A conquista de direitos é recente. Em 2007, ocorreu a promulgação da Política Nacional de Educação Especial na Perspectiva da Educação Inclusiva e, em 2008, o número de matrículas nas escolas comuns começou a crescer. Em 2021, o país chegou a mais de 90% de estudantes com deficiência matriculados nas escolas comuns.

“Por anos a fio os estudantes com deficiência eram privados de estudar e de conviver com seus pares, permanecendo em suas casas ou segregados em instituições especializadas.

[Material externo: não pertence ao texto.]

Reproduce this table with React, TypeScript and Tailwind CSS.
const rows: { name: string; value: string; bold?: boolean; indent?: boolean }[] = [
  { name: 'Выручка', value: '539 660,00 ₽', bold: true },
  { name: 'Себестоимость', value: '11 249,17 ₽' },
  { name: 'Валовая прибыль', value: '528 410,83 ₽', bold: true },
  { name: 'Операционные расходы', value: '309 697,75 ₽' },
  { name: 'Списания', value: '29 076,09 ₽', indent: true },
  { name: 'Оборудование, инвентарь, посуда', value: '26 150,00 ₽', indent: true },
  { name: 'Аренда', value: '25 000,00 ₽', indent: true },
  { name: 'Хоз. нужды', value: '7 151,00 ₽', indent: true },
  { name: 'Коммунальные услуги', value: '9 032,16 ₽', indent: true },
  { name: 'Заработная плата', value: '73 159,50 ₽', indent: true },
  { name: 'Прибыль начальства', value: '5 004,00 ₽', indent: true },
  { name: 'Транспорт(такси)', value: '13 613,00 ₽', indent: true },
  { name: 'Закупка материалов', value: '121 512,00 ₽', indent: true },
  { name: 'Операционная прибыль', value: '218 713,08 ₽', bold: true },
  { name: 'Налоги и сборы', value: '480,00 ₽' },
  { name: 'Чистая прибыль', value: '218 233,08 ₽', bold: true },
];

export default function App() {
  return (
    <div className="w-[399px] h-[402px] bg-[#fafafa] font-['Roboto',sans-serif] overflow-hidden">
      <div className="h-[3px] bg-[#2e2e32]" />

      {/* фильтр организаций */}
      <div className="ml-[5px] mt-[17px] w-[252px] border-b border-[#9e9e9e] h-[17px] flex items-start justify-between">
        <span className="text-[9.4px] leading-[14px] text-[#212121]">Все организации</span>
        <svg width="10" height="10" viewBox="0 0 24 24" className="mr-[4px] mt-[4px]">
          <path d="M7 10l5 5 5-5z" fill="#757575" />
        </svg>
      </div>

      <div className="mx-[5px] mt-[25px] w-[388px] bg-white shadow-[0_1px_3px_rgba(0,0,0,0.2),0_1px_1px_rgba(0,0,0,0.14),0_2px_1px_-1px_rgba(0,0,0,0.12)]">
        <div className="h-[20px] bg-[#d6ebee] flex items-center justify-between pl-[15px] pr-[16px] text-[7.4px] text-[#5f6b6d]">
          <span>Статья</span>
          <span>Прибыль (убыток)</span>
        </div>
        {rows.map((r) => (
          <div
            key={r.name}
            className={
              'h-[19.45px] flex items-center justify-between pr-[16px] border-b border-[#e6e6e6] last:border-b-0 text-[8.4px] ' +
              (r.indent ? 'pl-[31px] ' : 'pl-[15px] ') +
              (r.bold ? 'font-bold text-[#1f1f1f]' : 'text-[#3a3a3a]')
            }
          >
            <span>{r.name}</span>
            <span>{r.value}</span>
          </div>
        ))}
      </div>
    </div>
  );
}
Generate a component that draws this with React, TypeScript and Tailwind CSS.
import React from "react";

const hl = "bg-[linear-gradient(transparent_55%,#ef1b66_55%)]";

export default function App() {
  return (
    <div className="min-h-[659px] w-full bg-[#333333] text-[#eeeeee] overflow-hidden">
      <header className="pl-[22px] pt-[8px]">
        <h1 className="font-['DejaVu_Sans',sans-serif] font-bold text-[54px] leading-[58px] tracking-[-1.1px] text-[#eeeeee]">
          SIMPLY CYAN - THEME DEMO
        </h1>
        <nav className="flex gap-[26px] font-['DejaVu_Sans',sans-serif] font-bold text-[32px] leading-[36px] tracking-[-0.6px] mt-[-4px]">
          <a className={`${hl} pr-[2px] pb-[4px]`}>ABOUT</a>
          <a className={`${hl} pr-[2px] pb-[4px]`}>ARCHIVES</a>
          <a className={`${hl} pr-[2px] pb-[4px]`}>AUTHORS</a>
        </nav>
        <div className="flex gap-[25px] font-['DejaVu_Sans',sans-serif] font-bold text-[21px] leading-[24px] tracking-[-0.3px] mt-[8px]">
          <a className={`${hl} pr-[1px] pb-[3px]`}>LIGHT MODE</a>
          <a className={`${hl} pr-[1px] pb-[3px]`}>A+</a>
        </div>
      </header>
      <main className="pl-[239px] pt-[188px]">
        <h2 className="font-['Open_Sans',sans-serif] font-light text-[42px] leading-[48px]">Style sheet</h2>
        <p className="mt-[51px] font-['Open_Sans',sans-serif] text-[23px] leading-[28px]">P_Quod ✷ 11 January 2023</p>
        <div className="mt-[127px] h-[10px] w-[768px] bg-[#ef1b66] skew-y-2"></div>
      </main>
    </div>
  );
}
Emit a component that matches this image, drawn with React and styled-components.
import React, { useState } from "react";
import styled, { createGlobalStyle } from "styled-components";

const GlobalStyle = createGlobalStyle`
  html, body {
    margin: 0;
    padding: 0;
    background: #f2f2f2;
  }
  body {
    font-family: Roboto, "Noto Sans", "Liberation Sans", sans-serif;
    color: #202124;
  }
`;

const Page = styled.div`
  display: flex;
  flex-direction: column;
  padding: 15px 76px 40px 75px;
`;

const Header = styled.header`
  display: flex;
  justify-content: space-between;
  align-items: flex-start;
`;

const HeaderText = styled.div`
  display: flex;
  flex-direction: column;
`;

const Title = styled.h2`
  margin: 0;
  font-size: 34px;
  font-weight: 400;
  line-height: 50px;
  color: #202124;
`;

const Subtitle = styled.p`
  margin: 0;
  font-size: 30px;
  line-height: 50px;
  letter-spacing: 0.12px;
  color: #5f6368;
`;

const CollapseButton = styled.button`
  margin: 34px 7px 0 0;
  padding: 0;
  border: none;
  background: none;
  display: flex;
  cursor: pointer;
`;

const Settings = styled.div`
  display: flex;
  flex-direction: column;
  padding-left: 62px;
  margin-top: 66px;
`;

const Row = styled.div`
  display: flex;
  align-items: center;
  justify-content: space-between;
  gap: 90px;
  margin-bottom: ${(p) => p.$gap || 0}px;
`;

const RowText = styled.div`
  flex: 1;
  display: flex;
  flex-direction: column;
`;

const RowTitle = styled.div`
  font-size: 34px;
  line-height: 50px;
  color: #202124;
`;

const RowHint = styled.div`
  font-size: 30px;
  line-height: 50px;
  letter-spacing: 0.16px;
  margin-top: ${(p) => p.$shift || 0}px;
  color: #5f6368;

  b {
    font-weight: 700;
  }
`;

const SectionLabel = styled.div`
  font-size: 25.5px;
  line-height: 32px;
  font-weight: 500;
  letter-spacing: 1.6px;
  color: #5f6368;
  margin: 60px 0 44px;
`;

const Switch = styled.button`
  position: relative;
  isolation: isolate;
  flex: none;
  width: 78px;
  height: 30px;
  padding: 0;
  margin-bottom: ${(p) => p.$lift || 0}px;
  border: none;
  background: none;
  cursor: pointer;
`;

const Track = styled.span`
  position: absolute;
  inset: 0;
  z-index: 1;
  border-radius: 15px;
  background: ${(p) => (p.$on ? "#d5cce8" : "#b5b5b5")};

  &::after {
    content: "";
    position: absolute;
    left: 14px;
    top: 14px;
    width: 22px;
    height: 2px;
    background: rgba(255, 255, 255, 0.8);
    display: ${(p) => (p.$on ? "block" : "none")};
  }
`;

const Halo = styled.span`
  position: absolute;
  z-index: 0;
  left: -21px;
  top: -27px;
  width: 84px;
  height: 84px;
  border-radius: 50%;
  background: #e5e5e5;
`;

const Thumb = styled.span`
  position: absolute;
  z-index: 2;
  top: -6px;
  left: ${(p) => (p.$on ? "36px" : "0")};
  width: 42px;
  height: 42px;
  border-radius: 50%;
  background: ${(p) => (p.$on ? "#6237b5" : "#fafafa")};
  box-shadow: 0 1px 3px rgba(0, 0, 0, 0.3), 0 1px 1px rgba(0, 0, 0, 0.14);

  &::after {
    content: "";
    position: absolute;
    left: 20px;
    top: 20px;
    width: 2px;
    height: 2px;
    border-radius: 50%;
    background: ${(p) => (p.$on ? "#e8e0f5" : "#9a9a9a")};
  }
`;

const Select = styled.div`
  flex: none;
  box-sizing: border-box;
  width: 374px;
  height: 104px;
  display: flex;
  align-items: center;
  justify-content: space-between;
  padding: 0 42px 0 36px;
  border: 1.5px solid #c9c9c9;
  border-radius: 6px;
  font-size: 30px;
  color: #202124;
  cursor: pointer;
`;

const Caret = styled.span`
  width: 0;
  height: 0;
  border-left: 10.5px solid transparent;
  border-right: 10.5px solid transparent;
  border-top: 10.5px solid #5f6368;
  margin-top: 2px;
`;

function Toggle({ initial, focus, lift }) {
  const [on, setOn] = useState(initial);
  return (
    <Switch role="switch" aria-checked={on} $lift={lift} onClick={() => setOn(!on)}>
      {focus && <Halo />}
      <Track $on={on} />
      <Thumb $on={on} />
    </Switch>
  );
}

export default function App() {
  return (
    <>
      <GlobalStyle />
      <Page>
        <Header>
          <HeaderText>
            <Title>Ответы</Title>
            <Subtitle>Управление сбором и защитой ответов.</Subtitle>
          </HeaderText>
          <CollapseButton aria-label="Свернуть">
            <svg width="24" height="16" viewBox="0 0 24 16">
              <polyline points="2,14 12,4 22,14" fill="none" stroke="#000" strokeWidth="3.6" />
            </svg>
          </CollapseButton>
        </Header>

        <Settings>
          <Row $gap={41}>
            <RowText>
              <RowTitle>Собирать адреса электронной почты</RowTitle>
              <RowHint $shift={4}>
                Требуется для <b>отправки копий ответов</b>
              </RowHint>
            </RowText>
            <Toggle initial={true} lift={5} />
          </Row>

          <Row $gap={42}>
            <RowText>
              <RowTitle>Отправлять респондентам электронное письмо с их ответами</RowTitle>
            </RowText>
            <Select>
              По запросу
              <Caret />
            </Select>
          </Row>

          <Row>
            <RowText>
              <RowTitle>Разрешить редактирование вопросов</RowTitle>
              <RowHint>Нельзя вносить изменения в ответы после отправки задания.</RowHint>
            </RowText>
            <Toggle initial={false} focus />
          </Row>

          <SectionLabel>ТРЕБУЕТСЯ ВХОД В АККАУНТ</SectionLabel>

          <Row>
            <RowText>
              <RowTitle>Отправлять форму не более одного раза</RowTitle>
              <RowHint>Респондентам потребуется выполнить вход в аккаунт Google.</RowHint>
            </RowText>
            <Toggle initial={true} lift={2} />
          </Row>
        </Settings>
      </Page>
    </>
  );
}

Lembrando que a convivência em comunidade escolar de pessoas com e sem deficiência é o pilar necessário para o desenvolvimento integral do ser humano”, relembra Luiza. “Se o ‘homeschooling’ (educação em casa) for autorizado legalmente no Brasil, os estudantes com deficiência provavelmente serão as primeiras e principais vítimas dessa exclusão, fazendo da família uma instituição total, ou seja, que abarca todos os âmbitos da vida do estudante.”

Luiza critica ainda outro tema em debate, o Decreto 10.502, que está suspenso por liminar pelo STF (Supremo Tribunal Federal). “O chamado ‘decreto da exclusão’ institui uma nova política de educação especial, segundo a qual os alunos da modalidade voltarão a frequentar escolas especiais, o que representaria um retrocesso na educação brasileira, cuja perspectiva inclusiva é uma das mais elogiadas no mundo. O mencionado decreto fere a Constituição e a Convenção Sobre os Direitos das Pessoas com Deficiência, documento da ONU que foi ratificado pelo Brasil como Emenda Constitucional”, conclui a especialista.